The previous code selected one exception as "primary_pe", linked all other
exceptions on it and used reference counting to wait until all exceptions are
reallocated. This didn't work with exceptions with different chunk sizes:
https://bugzilla.redhat.com/show_bug.cgi?id=182659
I removed all the complexity with exceptions linking and reference counting.
Currently, bio is linked on one exception and when that exception is
reallocated, the bio is retried to possibly wait for other exceptions.
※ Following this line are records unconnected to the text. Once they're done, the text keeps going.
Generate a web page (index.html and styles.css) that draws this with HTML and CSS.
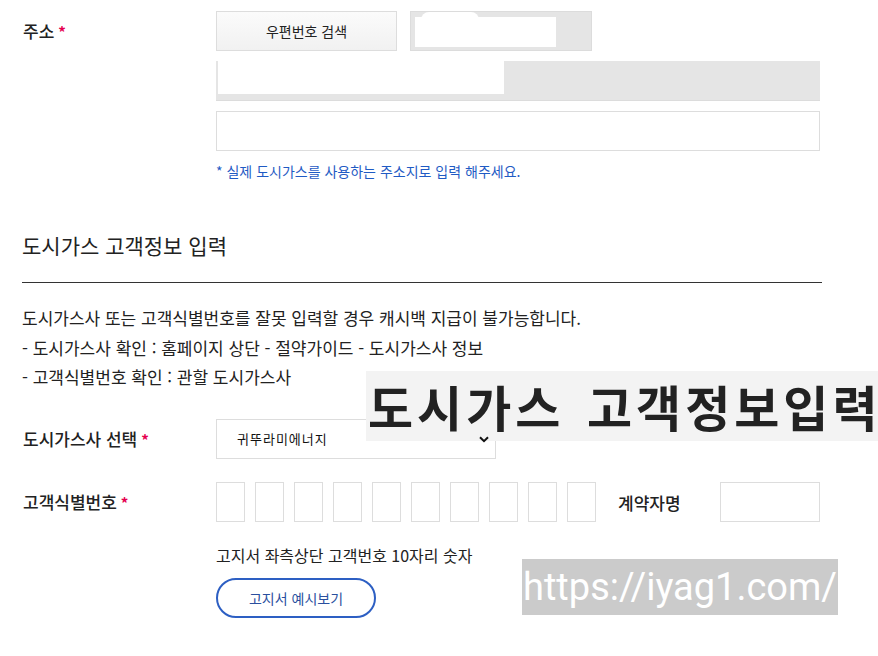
FILE: index.html
```html
<!DOCTYPE html>
<html lang="ko">
<head>
<meta charset="utf-8">
<link rel="stylesheet" href="styles.css">
</head>
<body>
<div class="page">
  <div class="row addr-row">
    <div class="label">주소<span class="req">*</span></div>
    <div class="field">
      <div class="line1">
        <button class="zip-btn">우편번호 검색</button>
        <div class="zip-box"><div class="mask1"></div><div class="mask1b"></div></div>
      </div>
      <div class="addr1"><div class="mask2"></div><div class="mask2b"></div></div>
      <div class="addr2"></div>
      <p class="note">* 실제 도시가스를 사용하는 주소지로 입력 해주세요.</p>
    </div>
  </div>

  <h2 class="section-title">도시가스 고객정보 입력</h2>
  <div class="desc">
    <p>도시가스사 또는 고객식별번호를 잘못 입력할 경우 캐시백 지급이 불가능합니다.</p>
    <p>- 도시가스사 확인 : 홈페이지 상단 - 절약가이드 - 도시가스사 정보</p>
    <p>- 고객식별번호 확인 : 관할 도시가스사</p>
  </div>

  <div class="row sel-row">
    <div class="label">도시가스사 선택<span class="req">*</span></div>
    <div class="select">
      <span>귀뚜라미에너지</span>
      <svg class="chev" width="10" height="7" viewBox="0 0 10 7"><path d="M1 1.2 L5 5.2 L9 1.2" fill="none" stroke="#111" stroke-width="2"/></svg>
    </div>
  </div>

  <div class="row id-row">
    <div class="label">고객식별번호<span class="req">*</span></div>
    <div class="digits">
      <div class="digit"></div><div class="digit"></div><div class="digit"></div><div class="digit"></div><div class="digit"></div>
      <div class="digit"></div><div class="digit"></div><div class="digit"></div><div class="digit"></div><div class="digit"></div>
    </div>
    <div class="label2">계약자명</div>
    <div class="name-input"></div>
  </div>

  <div class="hint-wrap">
    <p class="hint">고지서 좌측상단 고객번호 10자리 숫자</p>
    <button class="bill-btn">고지서 예시보기</button>
  </div>

  <div class="overlay-title">도시가스 고객정보입<span class="last">력</span></div>
  <div class="watermark">https://iyag1.com/</div>
</div>
</body>
</html>
```
FILE: styles.css
```css
* { box-sizing: border-box; }
html, body { margin: 0; padding: 0; background: #fff; }
body {
  font-family: "Noto Sans CJK KR", "Noto Sans", sans-serif;
  color: #222;
  width: 878px;
  height: 656px;
  overflow: hidden;
}
.page {
  position: relative;
  padding: 11px 0 0 22px;
  width: 878px;
  height: 656px;
}
p { margin: 0; }
.row { display: flex; }
.label {
  width: 194px;
  flex: none;
  font-size: 17px;
  font-weight: 500;
  color: #222;
  line-height: 40px;
  padding-left: 1px;
}
.req { color: #e5004f; margin-left: 4px; font-weight: 700; font-size: 15px; }
.field { width: 604px; display: flex; flex-direction: column; }
.line1 { display: flex; gap: 13px; height: 40px; }
.zip-btn {
  width: 181px;
  height: 40px;
  border: 1px solid #ddd;
  background: linear-gradient(#fbfbfb, #f1f1f1);
  font-family: inherit;
  font-size: 14px;
  color: #222;
  padding: 0;
}
.zip-box {
  position: relative;
  width: 182px;
  height: 40px;
  background: #e5e5e5;
  border: 1px solid #dcdcdc;
}
.mask1 { position: absolute; left: 4px; top: 5px; width: 141px; height: 30px; background: #fff; }
.mask1b { position: absolute; left: 10px; top: 0; width: 58px; height: 8px; background: #fff; border-radius: 10px 10px 0 0; }
.addr1 {
  position: relative;
  margin-top: 10px;
  height: 40px;
  background: #e5e5e5;
  border-bottom: 1px solid #dcdcdc;
}
.mask2 { position: absolute; left: 2px; top: 0; width: 286px; height: 33px; background: #fff; }
.mask2b { position: absolute; left: 284px; top: 0; width: 4px; height: 19px; background: #fff; }
.addr2 {
  margin-top: 10px;
  height: 40px;
  border: 1px solid #ddd;
}
.note {
  margin-top: 10px;
  font-size: 14px;
  line-height: 20px;
  color: #1f5bc4;
}
.section-title {
  margin: 49px 0 0 0;
  font-size: 21px;
  font-weight: 400;
  line-height: 30px;
  color: #222;
}
.desc {
  margin-top: 22px;
  border-top: 1px solid #333;
  width: 800px;
  padding-top: 20px;
  font-size: 17px;
  line-height: 29.5px;
  color: #222;
}
.sel-row { margin-top: 27px; }
.select {
  width: 280px;
  height: 40px;
  border: 1px solid #ddd;
  display: flex;
  align-items: center;
  justify-content: space-between;
  padding: 0 6px 0 20px;
  font-size: 13px;
  letter-spacing: 1px;
  color: #111;
}
.chev { margin-top: 2px; position: relative; z-index: 2; }
.id-row { margin-top: 22px; align-items: center; }
.digits { display: flex; gap: 10px; }
.digit { width: 29px; height: 40px; border: 1px solid #ddd; }
.label2 {
  width: 124px;
  flex: none;
  padding-left: 22px;
  font-size: 17px;
  font-weight: 500;
}
.name-input { width: 100px; height: 40px; border: 1px solid #ddd; }
.hint-wrap { padding-left: 194px; margin-top: 22px; }
.hint { font-size: 16px; line-height: 20px; color: #222; }
.bill-btn {
  margin-top: 13px;
  width: 160px;
  height: 40px;
  border: 2px solid #2d5fc3;
  border-radius: 20px;
  background: #fff;
  font-family: inherit;
  font-size: 14px;
  color: #2a4f9e;
  padding: 0;
}
.overlay-title {
  position: absolute;
  z-index: 1;
  left: 366px;
  top: 371px;
  width: 512px;
  height: 70px;
  background: #f3f3f3;
  font-size: 49px;
  font-weight: 700;
  line-height: 70px;
  color: #222;
  padding-left: 2px;
  white-space: nowrap;
  letter-spacing: 4px;
  word-spacing: 5px;
}
.overlay-title .last { letter-spacing: 0; }
.watermark {
  position: absolute;
  left: 522px;
  top: 559px;
  width: 316px;
  height: 56px;
  background: #cbcbcb;
  color: #fff;
  font-family: Roboto, "Noto Sans", sans-serif;
  font-size: 38px;
  line-height: 56px;
  padding-left: 1px;
  white-space: nowrap;
}
```
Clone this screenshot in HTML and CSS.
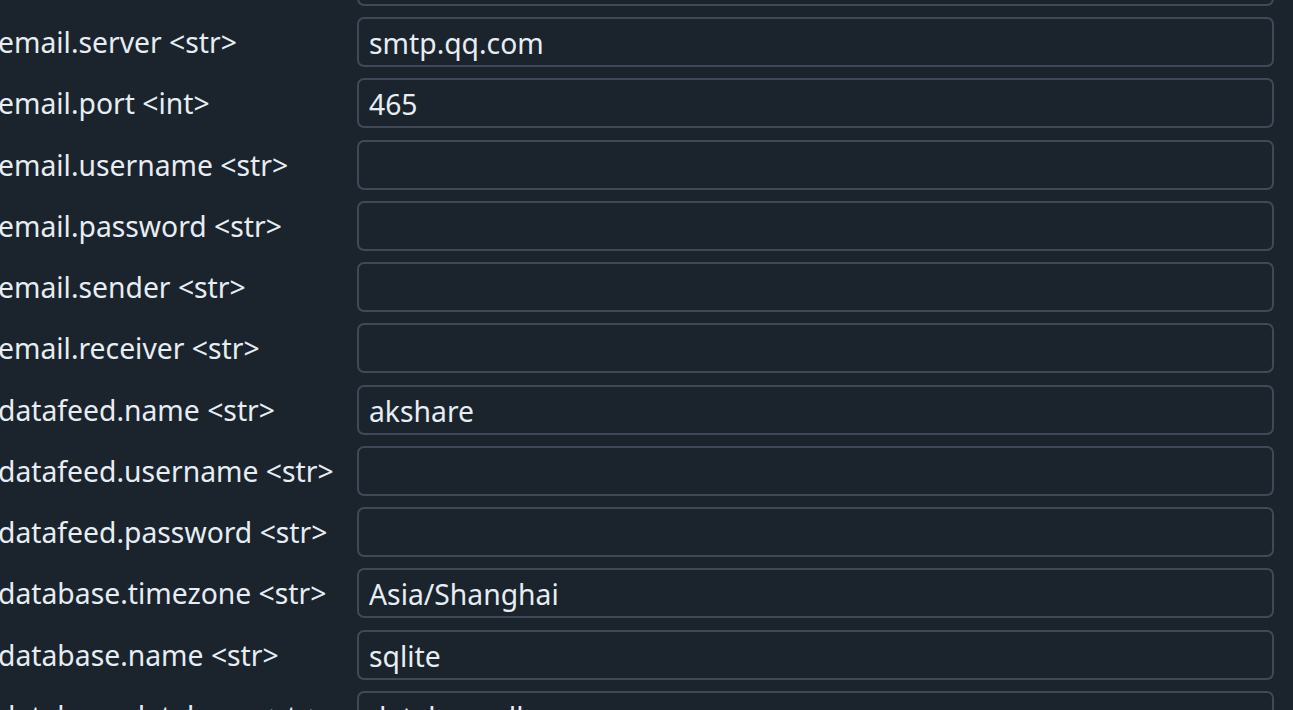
FILE: index.html
```html
<!DOCTYPE html>
<html lang="en">
<head>
<meta charset="utf-8">
<title>Settings</title>
<link rel="stylesheet" href="styles.css">
</head>
<body>
<form class="settings">
  <label class="label">email.active &lt;bool&gt;</label>
  <input class="field" type="text" value="">
  <label class="label">email.server &lt;str&gt;</label>
  <input class="field" type="text" value="smtp.qq.com">
  <label class="label">email.port &lt;int&gt;</label>
  <input class="field" type="text" value="465">
  <label class="label">email.username &lt;str&gt;</label>
  <input class="field" type="text" value="">
  <label class="label">email.password &lt;str&gt;</label>
  <input class="field" type="text" value="">
  <label class="label">email.sender &lt;str&gt;</label>
  <input class="field" type="text" value="">
  <label class="label">email.receiver &lt;str&gt;</label>
  <input class="field" type="text" value="">
  <label class="label">datafeed.name &lt;str&gt;</label>
  <input class="field" type="text" value="akshare">
  <label class="label">datafeed.username &lt;str&gt;</label>
  <input class="field" type="text" value="">
  <label class="label">datafeed.password &lt;str&gt;</label>
  <input class="field" type="text" value="">
  <label class="label">database.timezone &lt;str&gt;</label>
  <input class="field" type="text" value="Asia/Shanghai">
  <label class="label">database.name &lt;str&gt;</label>
  <input class="field" type="text" value="sqlite">
  <label class="label">database.database &lt;str&gt;</label>
  <input class="field" type="text" value="database.db">
</form>
</body>
</html>
```
FILE: styles.css
```css
html, body {
  margin: 0;
  padding: 0;
  background: #1b232d;
  height: 100%;
  overflow: hidden;
}
body {
  font-family: "Noto Sans", "Open Sans", sans-serif;
  color: #e6edf3;
}
.settings {
  display: grid;
  grid-template-columns: 359px 917px;
  grid-auto-rows: 50px;
  row-gap: 11.27px;
  margin: -44.27px 0 0 -2px;
}
.label {
  display: flex;
  align-items: center;
  font-size: 28.3px;
  white-space: nowrap;
}
.field {
  box-sizing: border-box;
  height: 50px;
  width: 917px;
  margin: 0;
  padding: 2px 10px 0;
  background: #1b232d;
  border: 2px solid #3f4957;
  border-radius: 7px;
  color: #e6edf3;
  font-family: "Noto Sans", "Open Sans", sans-serif;
  font-size: 28.3px;
  outline: none;
}
```
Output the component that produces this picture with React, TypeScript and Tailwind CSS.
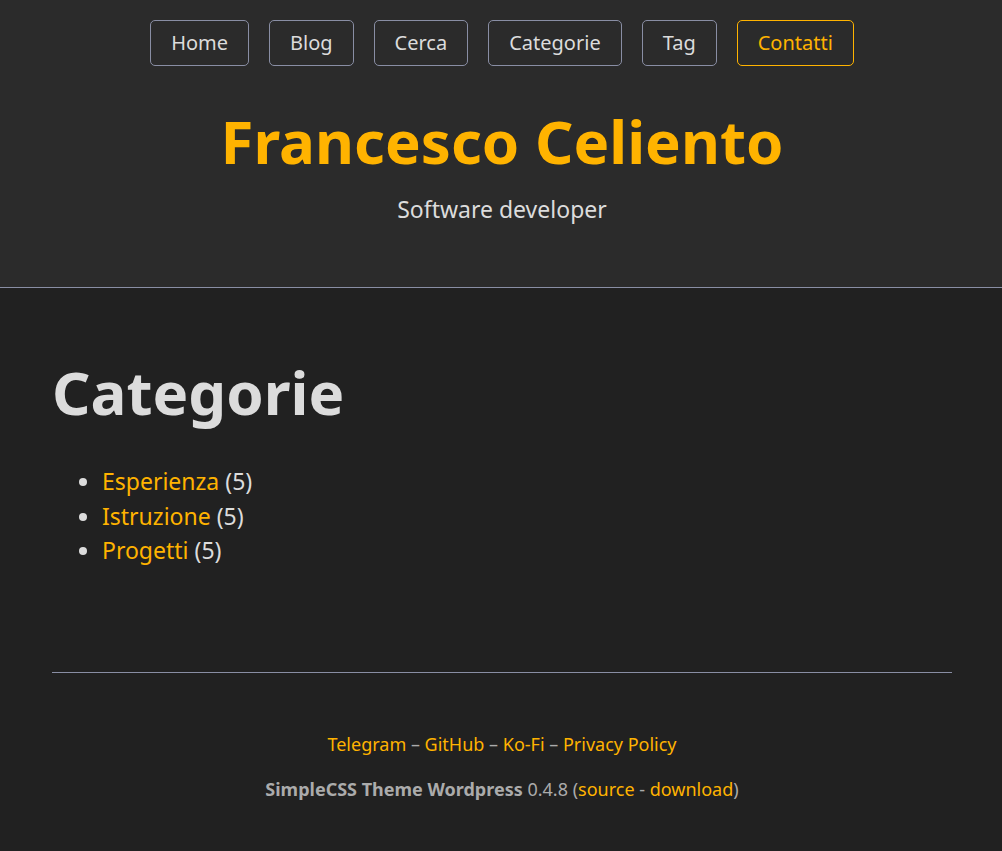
import React from "react";

const navItems = ["Home", "Blog", "Cerca", "Categorie", "Tag"];

export default function App() {
  return (
    <div className="min-h-[851px] bg-[#212121] text-[#dcdcdc]" style={{ fontFamily: '"Noto Sans", sans-serif' }}>
      <header className="bg-[#2b2b2b] border-b border-[#898ea4] pt-[20px] pb-[60px] pl-[2px] h-[288px] flex flex-col items-center">
        <nav className="flex justify-center gap-[20px]">
          {navItems.map((n) => (
            <a key={n} href="#" className="h-[46px] px-[20px] flex items-center border border-[#898ea4] rounded-[5px] text-[20px] text-[#dcdcdc]">
              {n}
            </a>
          ))}
          <a href="#" className="h-[46px] px-[20px] flex items-center border border-[#ffb300] rounded-[5px] text-[20px] text-[#ffb300]">
            Contatti
          </a>
        </nav>
        <h1 className="mt-[39px] text-[60px] leading-[72px] font-bold text-[#ffb300]">Francesco Celiento</h1>
        <p className="mt-[15px] text-[23px] leading-[34.5px]">Software developer</p>
      </header>
      <div className="w-[900px] ml-[52px]">
        <main className="pt-[68px] pb-[104px]">
          <h1 className="text-[60px] leading-[72px] font-bold">Categorie</h1>
          <ul className="mt-[36px] list-disc pl-[50px] text-[23px] leading-[34.5px]">
            <li><a href="#" className="text-[#ffb300]">Esperienza</a> (5)</li>
            <li><a href="#" className="text-[#ffb300]">Istruzione</a> (5)</li>
            <li><a href="#" className="text-[#ffb300]">Progetti</a> (5)</li>
          </ul>
        </main>
        <footer className="border-t border-[#898ea4] pt-[58px] pb-[50px] text-center text-[18px] leading-[27px] text-[#ababab]">
          <p>
            <a href="#" className="text-[#ffb300]">Telegram</a> – <a href="#" className="text-[#ffb300]">GitHub</a> – <a href="#" className="text-[#ffb300]">Ko-Fi</a> – <a href="#" className="text-[#ffb300]">Privacy Policy</a>
          </p>
          <p className="mt-[18px]">
            <b>SimpleCSS Theme Wordpress</b> 0.4.8 (<a href="#" className="text-[#ffb300]">source</a> - <a href="#" className="text-[#ffb300]">download</a>)
          </p>
        </footer>
      </div>
    </div>
  );
}
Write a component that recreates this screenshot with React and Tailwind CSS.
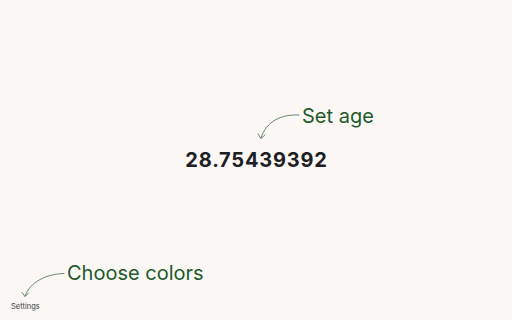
export default function App() {
  return (
    <div
      className="relative w-[512px] h-[320px] overflow-hidden bg-[#faf7f4] flex items-center justify-center"
      style={{ fontFamily: "Inter, 'Noto Sans', sans-serif" }}
    >
      <div className="text-[20px] leading-none font-bold tracking-[0.04em] text-[#1d2125] pl-[1px]">
        28.75439392
      </div>

      {/* annotation arrows */}
      <svg className="absolute inset-0 pointer-events-none" width="512" height="320" fill="none">
        <g stroke="#5b7a62" strokeWidth="0.9" strokeLinecap="round">
          <path d="M299 115 C 282 114, 266 121, 261 138" />
          <path d="M258 134 L261 138.5 L265 135" />
          <path d="M64 273.5 C 46 274, 30 282, 25 296" />
          <path d="M22 292.5 L25 296.5 L28.5 293" />
        </g>
      </svg>

      <div className="absolute left-[302px] top-[104px] text-[20px] leading-6 text-[#1e5a2c]">
        Set age
      </div>
      <div className="absolute left-[67px] top-[261px] text-[20px] leading-6 text-[#1e5a2c]">
        Choose colors
      </div>
      <div className="absolute left-[11px] top-[301px] text-[7.5px] leading-3 text-[#3a3d40]">
        Settings
      </div>
    </div>
  );
}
Signed-off-by: Mikulas Patocka <mpatocka@redhat.com>
---
drivers/md/dm-snap.c | 174 +++++++++++++++++----------------------------------
1 file changed, 61 insertions(+), 113 deletions(-)
Index: linux-2.6.28-rc5-devel/drivers/md/dm-snap.c
===================================================================
--- linux-2.6.28-rc5-devel.orig/drivers/md/dm-snap.c 2008-11-25 16:10:37.000000000 +0100
+++ linux-2.6.28-rc5-devel/drivers/md/dm-snap.c 2008-11-25 16:10:42.000000000 +0100
@@ -56,28 +56,6 @@ struct dm_snap_pending_exception {
struct bio_list origin_bios;
struct bio_list snapshot_bios;
- /*
- * Short-term queue of pending exceptions prior to submission.
- */
- struct list_head list;
-
- /*
- * The primary pending_exception is the one that holds
- * the ref_count and the list of origin_bios for a
- * group of pending_exceptions. It is always last to get freed.
- * These fields get set up when writing to the origin.
- */
- struct dm_snap_pending_exception *primary_pe;
-
- /*
- * Number of pending_exceptions processing this chunk.
- * When this drops to zero we must complete the origin bios.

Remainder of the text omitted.